The role of data engineers has experienced a substantial evolution over the course of years. In the early days, the primary work of data engineers was to store and process data in relational databases using SQL-based tools or drag-and-drop ETL tools. Sometimes, they were also called database administrators, database developers, or business intelligence developers.

Over time, the evolution of human culture and technology has stimulated the amount and speed of data generation. After data scientists were recognized as one of the most desirable jobs of the 21st century, there was a huge demand for data engineers to handle petabytes of data and help businesses grow in the areas of reporting, recommendation engines, risk controls, and more.

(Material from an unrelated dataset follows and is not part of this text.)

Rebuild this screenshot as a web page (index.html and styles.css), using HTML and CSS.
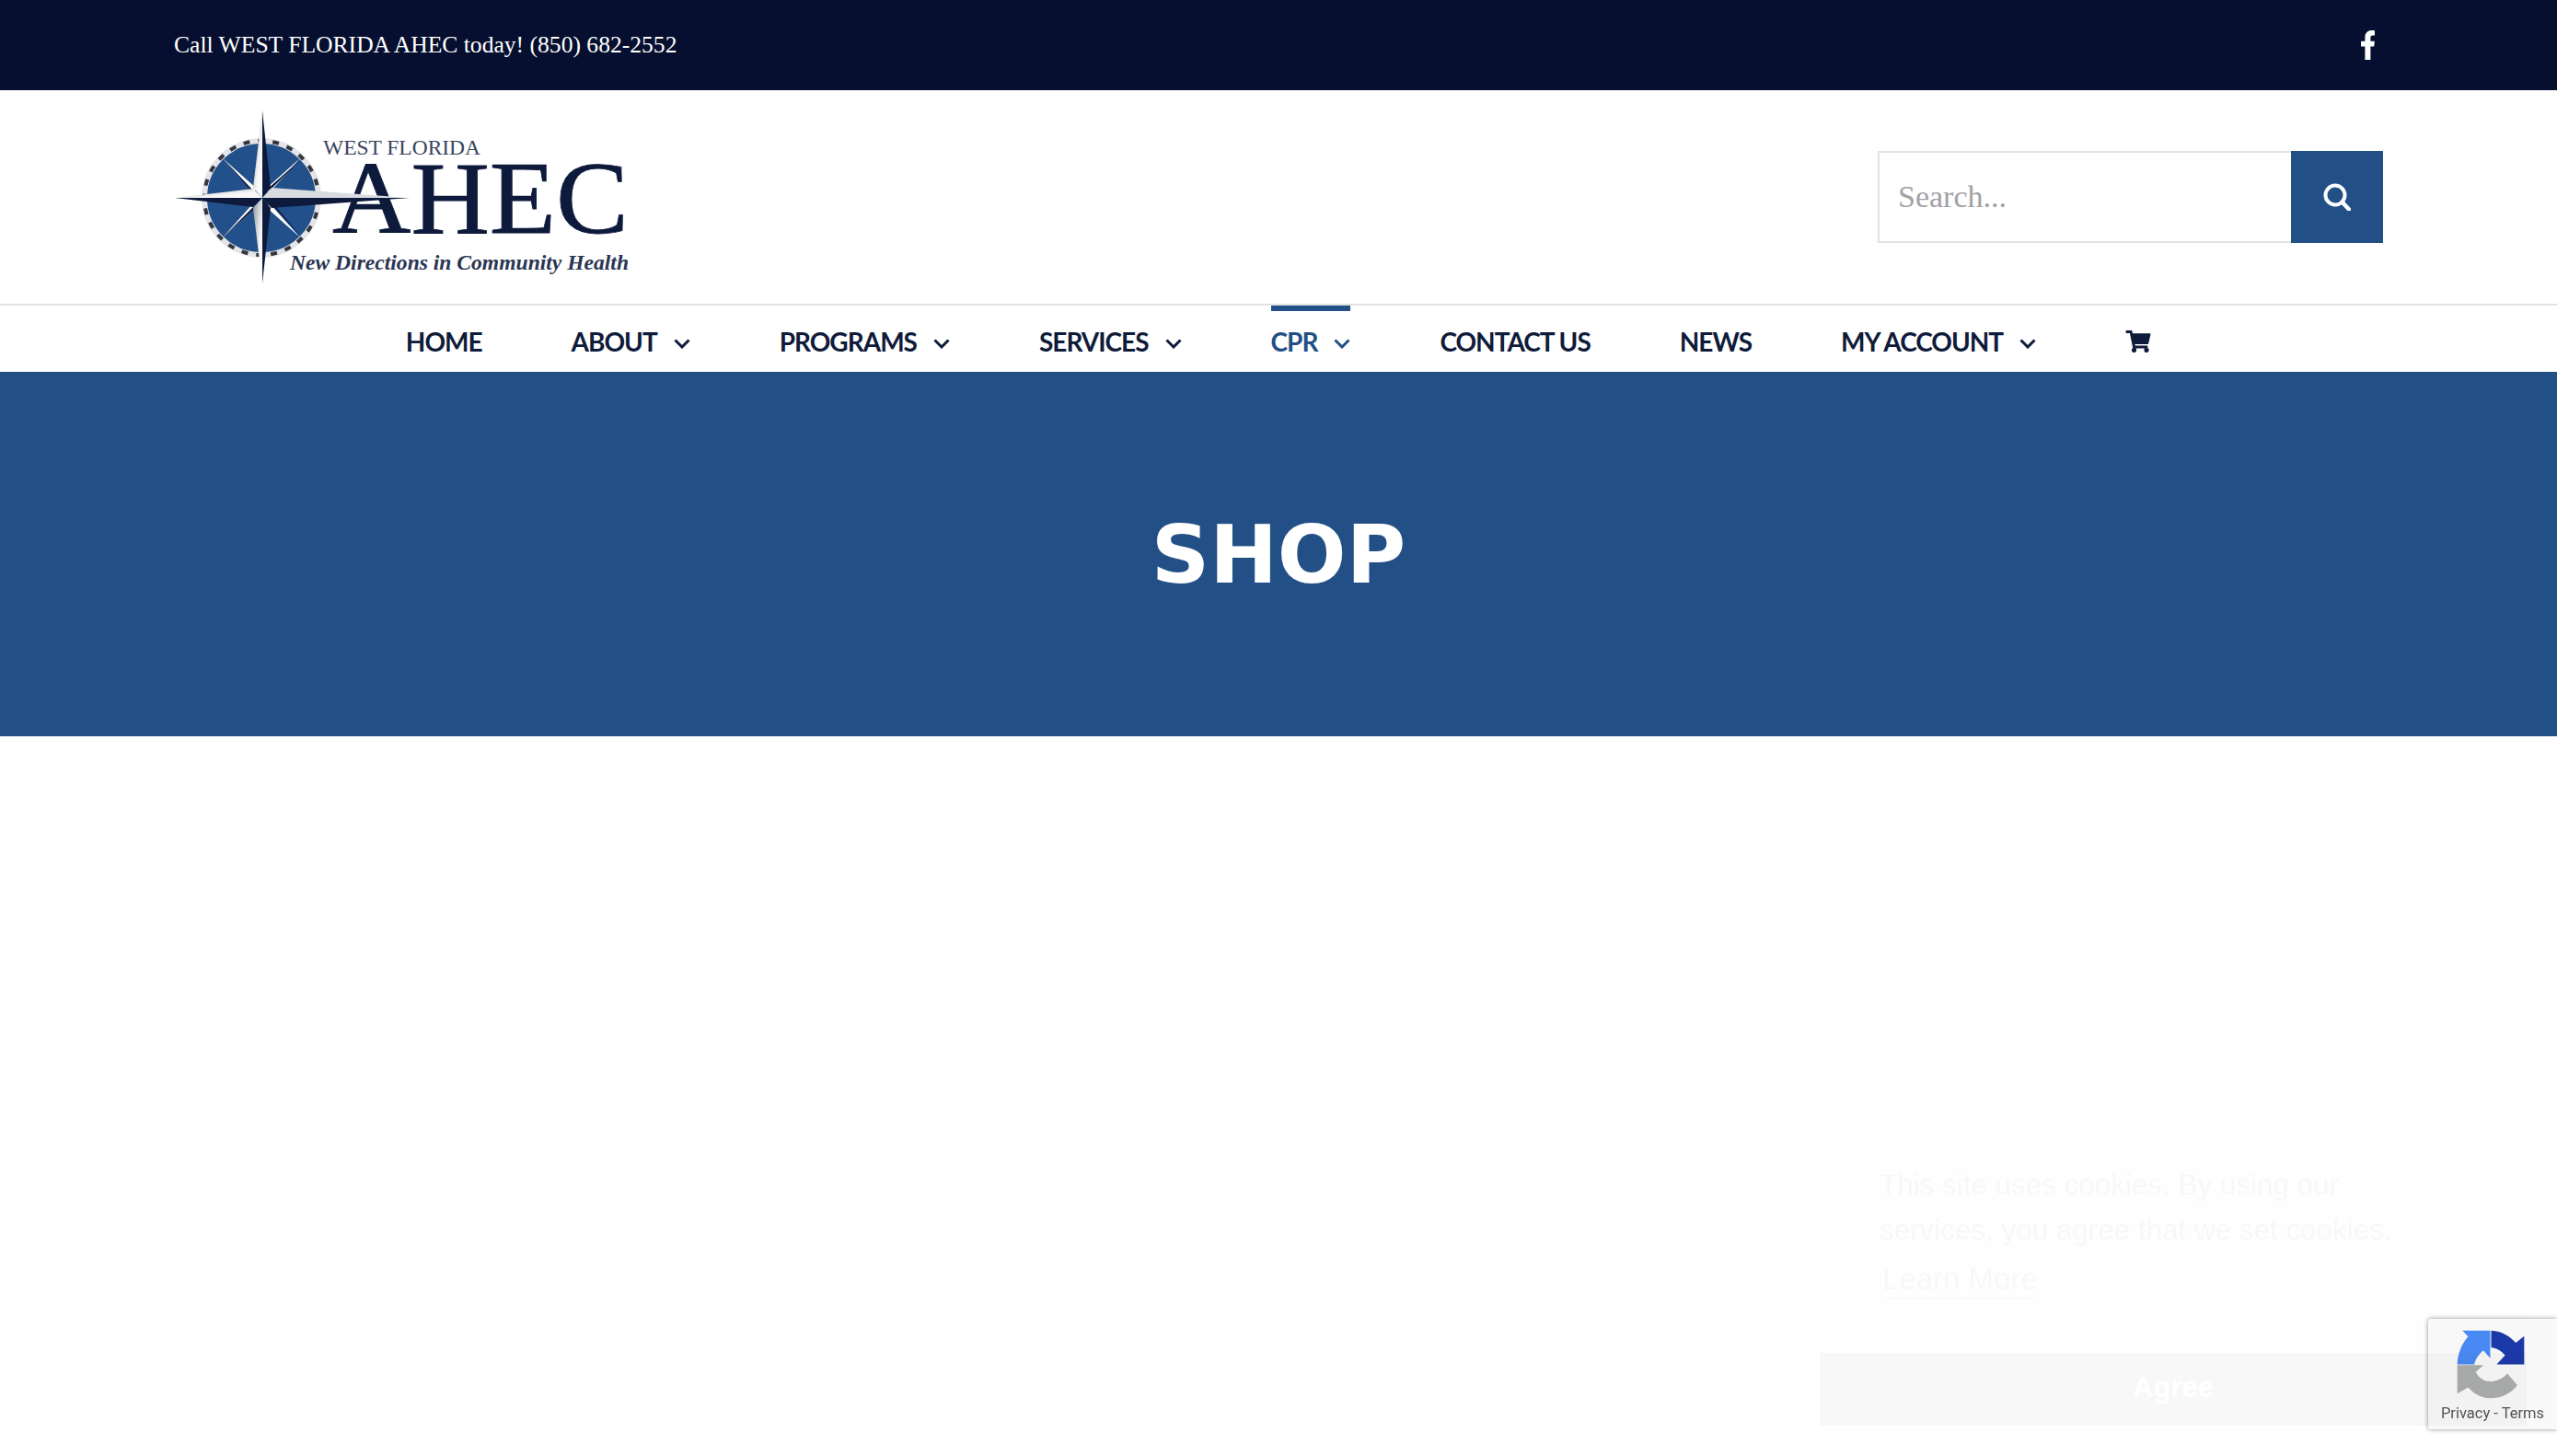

Annual size of the global datasphere (source: IDC Datasphere whitepaper)

In 2001, Doug Laney published a Gartner report describing "big data" with "three vees": volume, velocity, and variety. This trend paved the way for the invention of cutting-edge distributed and scalable databases like Apache Cassandra and Apache HBase and real-time engines like Apache Druid and Apache Kafka. These have become favored tools for today's data engineers to efficiently store and process data. Furthermore, the emergence of the public cloud has triggered a revolutionary shift in software development and deployment, providing huge advantages to data engineers as well.

As a result, the definition of a data engineer today is not the same as it was ten years ago. Today, a data engineer is someone who develops and maintains systems that take in raw data from various sources, transform it, and produce high-quality output that supports data consumers.

Data analyst

Data analysts are important data consumers who uncover critical insights from the data that lead to better decision-making for the organization. They require specific technical skills, such as Python/R and SQL, to support their analysis and data visualization skills, like Tableau and Looker, to present their analysis in an intuitive manner.

Another important skill of data analysts is stakeholder management. Data analysts need to communicate their findings to stakeholders, explaining the impact of the data to nontechnical audiences. This requires a combination of critical thinking, storytelling skills, and effective communication abilities. These soft skills empower data analysts to collaborate more closely with engineers and business users.

Analytics engineer

Analytics engineers are relatively newcomers in the data domain. As the landscape of data and analytics has expanded rapidly in the past few years, data engineers have shifted their attention from maintaining SQL-based tools to building highly scalable and reliable data infrastructure. Meanwhile, data consumers are eager to find more insights from this ever-changing world.

Consequently, the communication barrier between data engineers and data consumers becomes a problem, and there is a need for a role that intersects data engineers and data consumers. That's where analytics engineers come into the picture.

An analytics engineer is someone who has a blend of skills. They know enough about software engineering to write high-quality data transformation code with performance and maintainability in mind. Besides, they also have a good understanding of downstream use cases to ensure the data models can make faster and better analytically-driven business decisions.

Press + to interact

Data scientist

Data scientist is another group of important data consumers. It owns the title of the most attractive job in the 21st century. A data scientist is someone who makes predictions using past patterns and machine learning algorithms. They generally have a background in computer science and include more technical skills to dive deeply into the data to make quantifiable insights.

In an ideal world, data scientists should spend 80% of their time on the top layers of the pyramid. Data engineers, machine learning engineers, and analytics engineers build solid foundations for data scientists to run advanced algorithms efficiently.

Press + to interact
Data science hierarchy
Data science hierarchy

Machine learning engineer

As the data team grows, the number of ML models built by data scientists grows to a certain degree, where they need a systematic way to manage the deployment. In a data team, a machine learning engineer is someone who has conceptual knowledge of machine learning and strong engineering skills to put ML models into production and monitor their performance successfully. The process is also called MLOps, which applies to the entire life cycle of an ML model.

Note: In smaller-scale data teams, it's common to see data engineers and data scientists manage the model life cycle themselves due to limited headcounts.

There is another type of machine learning engineer who is not part of the data team. Machine learning is a broad domain, including video processing, facial recognition, etc. These machine learning engineers generally have specific domain knowledge and sit closer to the domain expert.

The graph summarizes the relations among different roles in a data team. Generally speaking, data scientists, analysts, and engineers are a data team's three main pillars. As the team grows, interdisciplinary roles like machine learning engineers and analytics engineers will be needed to bridge the gap between business and technology.

It's often the case that before hiring a machine learning or analytics engineer, someone from the data team already has the required skills to manage the gap for a while. Data leaders should appreciate their values, make sure they are not overloaded, and take action to hire new roles if necessary.